Просто странно, что люди так легко примирились с подобным произведением и даже охарактеризовали его, как воплощение «греческой, порхающей грации». В лучшем случае характеристику эту можно отнести лишь к божественно спокойному Andante и к трио в общем -то героически-безнадежного Менуэта.
Слияние галантного и ученого стилей, которое в тысяче черт не столько проявляется, сколько скрывается в симфониях Es-dur и g-moll, выступает со всей очевидностью лишь в финале симфонии «Юпитер». Ее ошибочно называют симфонией с финальной фугой, ибо финал этот вовсе не фуга, а соната с фугированными разделами в главной партии, разработке и коде, то есть точно та же форма, что в финале большого квартета G-dur. Галантный и ученый стиль сливаются здесь воедино: «бессмертное мгновение» в истории музыки! «Симфония» — некогда служебная форма, назначение которой заставить слушателя в опере замолчать перед началом акта либо открыть и закрыть концерт — оказывается теперь в центре концертного вечера.

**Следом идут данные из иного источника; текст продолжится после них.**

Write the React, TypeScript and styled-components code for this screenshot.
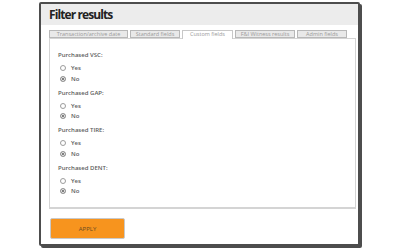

Медленная часть — некогда интермеццо — становится теперь глубоким излиянием чувств. Это еще не бетховенское Adagio или Largo, но уже во всяком случае Andante cantabile.
Симфонический стиль всего несколько лет назад и у самого Моцарта был проникнут духом буффонады — некоторая буффонность сохраняется и здесь; характерно, что в заключительном построении первой части Моцарт использовал мотив из своей ариетты «Un bacio di тапо» (К. 541),— но теперь на нем лежит уже печать стиля, который Моцарт считал серьезнейшим из всех, контрапунктического. В этом произведении, при величайшей его гармоничности, еще есть напряженность, но уже нет «блужданий». И нам кажется совершенно закономерным, что последняя симфония в триаде 1788 года —это и последняя симфония Моцарта вообще.